At the venue - the 'karayogam hall', in which the engagement ceremony was held, just a few months back with pomp and ceremony - the presence was restricted to only male members of the family. I must admit that our team was quite matured in the overall outlook regarding the conduct of the proceedings. There would be neither fault finding nor bad mouthing as the decision taken during the engagement ceremony had to be undone and annulled.

 I was apprised of the previous evening's interaction of the elders of the family with the boy - he'd flown in the previous night from abroad - to ascertain his side of the story about the entire sequence of events leading to this unfortunate split. And I believe that the boy had given her a clean chit by saying that she was 'old fashioned' and did not fit into his concept of a modern day girl.
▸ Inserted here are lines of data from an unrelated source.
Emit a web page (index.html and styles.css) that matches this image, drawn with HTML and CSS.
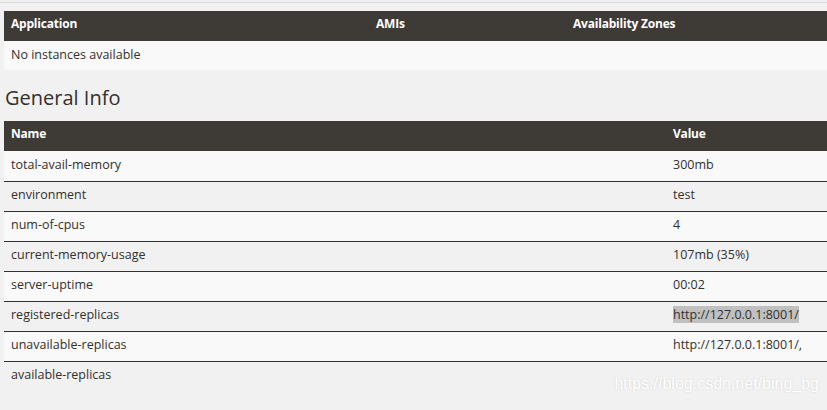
FILE: index.html
```html
<!DOCTYPE html>
<html>
<head>
<meta charset="utf-8">
<link rel="stylesheet" href="styles.css">
</head>
<body>
<div class="page">
  <table class="tbl instances">
    <thead>
      <tr><th class="c-app">Application</th><th class="c-ami">AMIs</th><th>Availability Zones</th></tr>
    </thead>
    <tbody>
      <tr><td colspan="3">No instances available</td></tr>
    </tbody>
  </table>
  <h1 class="title">General Info</h1>
  <table class="tbl info">
    <thead>
      <tr><th class="c-name">Name</th><th>Value</th></tr>
    </thead>
    <tbody>
      <tr><td>total-avail-memory</td><td>300mb</td></tr>
      <tr><td>environment</td><td>test</td></tr>
      <tr><td>num-of-cpus</td><td>4</td></tr>
      <tr><td>current-memory-usage</td><td>107mb (35%)</td></tr>
      <tr><td>server-uptime</td><td>00:02</td></tr>
      <tr><td>registered-replicas</td><td><span class="sel">http://127.0.0.1:8001/</span></td></tr>
      <tr><td>unavailable-replicas</td><td>http://127.0.0.1:8001/,</td></tr>
      <tr><td>available-replicas</td><td></td></tr>
    </tbody>
  </table>
  <div class="watermark">https://blog.csdn.net/bing_bg</div>
</div>
</body>
</html>
```
FILE: styles.css
```css
html, body {
  margin: 0;
  padding: 0;
  background: #f1f1f1;
}
body {
  font-family: "Open Sans", "DejaVu Sans", sans-serif;
  color: #34302d;
  font-size: 12.5px;
}
.page {
  position: relative;
  border-top: 1px solid #dcdcdc;
  margin-top: 2px;
  padding: 8px 0 0 4px;
  height: 397px;
  overflow: hidden;
}
.tbl {
  width: 823px;
  border-collapse: collapse;
  table-layout: fixed;
}
.tbl th {
  background: #3e3a35;
  color: #ffffff;
  font-weight: 700;
  text-align: left;
  height: 30px;
  padding: 0 7px 5px;
  box-sizing: border-box;
  font-size: 12px;
  letter-spacing: -0.2px;
}
.tbl td {
  height: 30px;
  padding: 0 7px 3px;
  box-sizing: border-box;
  font-size: 12.5px;
}
.instances td {
  background: #f9f9f9;
  height: 29px;
}
.c-app { width: 365px; }
.c-ami { width: 197px; }
.c-name { width: 662px; }
.info tbody tr:nth-child(odd) td { background: #f9f9f9; }
.info tbody tr:nth-child(even) td { background: #f1f1f1; }
.info tbody tr + tr td { border-top: 1px solid #34302d; }
.title {
  font-size: 20px;
  font-weight: 400;
  margin: 16px 0 11px 1px;
  line-height: 24px;
}
.sel {
  background: #c0c0c0;
}
.watermark {
  position: absolute;
  right: 8px;
  top: 372px;
  color: #ffffff;
  font-family: "Liberation Sans", Arial, sans-serif;
  font-size: 16px;
  text-shadow: 0 0 2px rgba(0,0,0,0.15);
}
```
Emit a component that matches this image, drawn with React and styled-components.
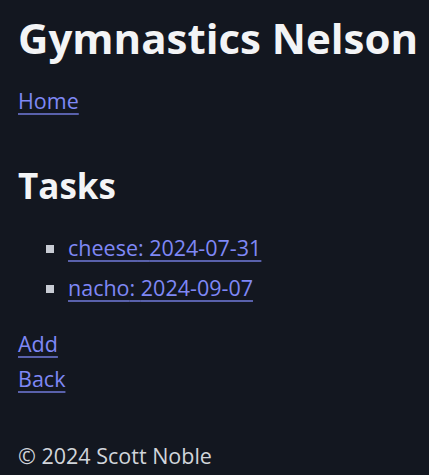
import React from "react";
import styled, { createGlobalStyle } from "styled-components";

const GlobalStyle = createGlobalStyle`
  html, body {
    margin: 0;
    padding: 0;
    background: #131720;
  }
  body {
    font-family: "Open Sans", "Noto Sans", sans-serif;
    font-size: 21.5px;
    line-height: 35px;
    color: #e5e7eb;
  }
`;

const Page = styled.div`
  min-height: 475px;
  box-sizing: border-box;
  padding: 13px 18px 0;
  display: flex;
  flex-direction: column;
`;

const Title = styled.h1`
  margin: 0;
  font-size: 42px;
  line-height: 50px;
  font-weight: 700;
  color: #f3f4f6;
  white-space: nowrap;
`;

const Nav = styled.nav`
  margin-top: 20px;
`;

const Link = styled.a`
  color: #7f88f6;
  text-decoration: underline;
  text-decoration-color: rgba(127, 136, 246, 0.65);
  text-decoration-thickness: 2px;
  text-underline-offset: 4px;
  cursor: pointer;
`;

const SectionTitle = styled.h2`
  margin: 45px 0 0;
  font-size: 35px;
  line-height: 45px;
  font-weight: 700;
  color: #f3f4f6;
`;

const TaskList = styled.ul`
  margin: 22px 0 0;
  padding-left: 50px;
  list-style: square;
`;

const TaskItem = styled.li`
  margin-bottom: 5px;
  &::marker {
    color: #c8ccd4;
  }
`;

const Actions = styled.div`
  margin-top: 16px;
  display: flex;
  flex-direction: column;
  align-items: flex-start;
`;

const Footer = styled.footer`
  margin-top: 42px;
  color: #d1d5db;
`;

const tasks = [
  { name: "cheese", date: "2024-07-31" },
  { name: "nacho", date: "2024-09-07" },
];

export default function App() {
  return (
    <>
      <GlobalStyle />
      <Page>
        <Title>Gymnastics Nelson</Title>
        <Nav>
          <Link href="#">Home</Link>
        </Nav>
        <SectionTitle>Tasks</SectionTitle>
        <TaskList>
          {tasks.map((t) => (
            <TaskItem key={t.name}>
              <Link href="#">
                {t.name}: {t.date}
              </Link>
            </TaskItem>
          ))}
        </TaskList>
        <Actions>
          <Link href="#">Add</Link>
          <Link href="#">Back</Link>
        </Actions>
        <Footer>© 2024 Scott Noble</Footer>
      </Page>
    </>
  );
}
Wonder whether living as man and wife before tying the knot is the so called modern concept? Then my query to such people would be as to what is the sanctity of marriage. Going a step further, then what's the necessity to go through the ritual of a wedding, wasting so much of money?

Or am I being too old fashioned?

My aunt was in tatters as she'd already accepted the boy as her 'son'. And why did I get the impression that she blamed her daughter for being too rigid? Their - my uncle, aunt and Malu's - grief on this score is understandable and it would take time to heal. But what each one us - the outsiders, really - underlined was that any relationship that starts on compromises was not destined to last long and what had happened was happening for the good!

The return drive was peaceful and as mom had emphasised as we're kicking off to Kochi, "We'd come to be with you during your difficult times and we shall be with you in whatever decisions you'd take. Now don't brood anymore". I saw the look of gratitude on my uncle's face and I felt proud of my mom. Her presence had, indeed, made the difference.


Tailpiece.

The Christmas celebrations at a friend's place, in the evening, was grand and bubbly but a dull ache was persistent, deep within, thanks to the morning's turn of events.